Is there a separate Patreon app for creators?

Yes. The standard Patreon app is aimed at members, while creators use a dedicated Creator app to post, message patrons, and check earnings. Both are free, and if you run a page the Creator app is the one to keep in your dock.

Can I do everything from the iPad, or do I still need a computer?

You can handle the daily work, posting, replying to members, and watching your patron count, entirely from the iPad. For deeper setup like building tiers from scratch or pulling detailed payout reports, the desktop website is still easier and sometimes required.

Do I lose money when someone joins through the app?
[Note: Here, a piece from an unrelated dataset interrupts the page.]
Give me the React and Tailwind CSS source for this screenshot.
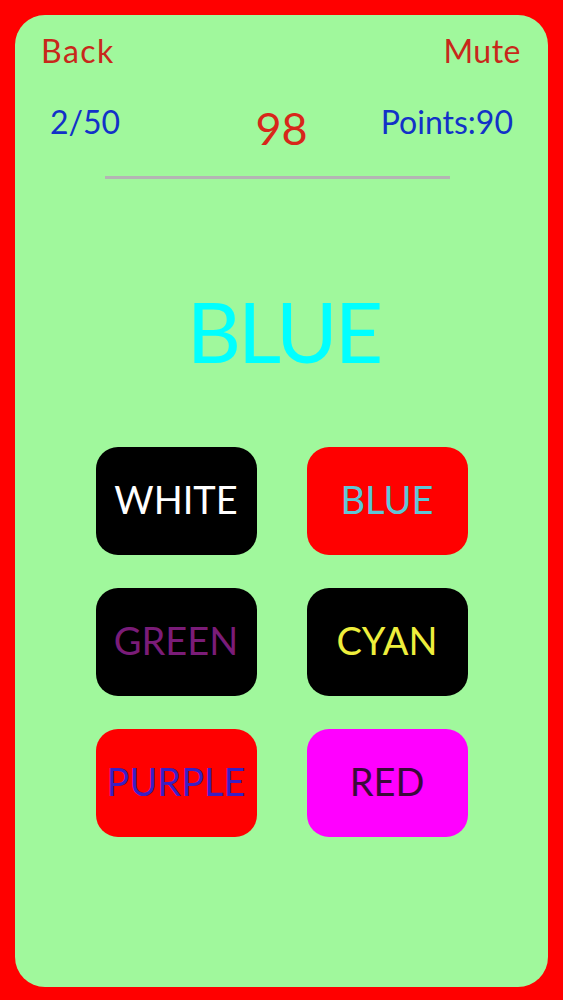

You can. Memberships started through the iPhone or iPad app are subject to Apple's in app purchase fees, which trim your take. Many creators ask new patrons to sign up through a web browser instead to keep more of each pledge.

What is the best way to keep members from cancelling?

In my experience, personal contact wins. Replying to comments and sending a quick welcome to every new patron does more for retention than any feature, and the app pushes those notifications to you so you can respond the same day.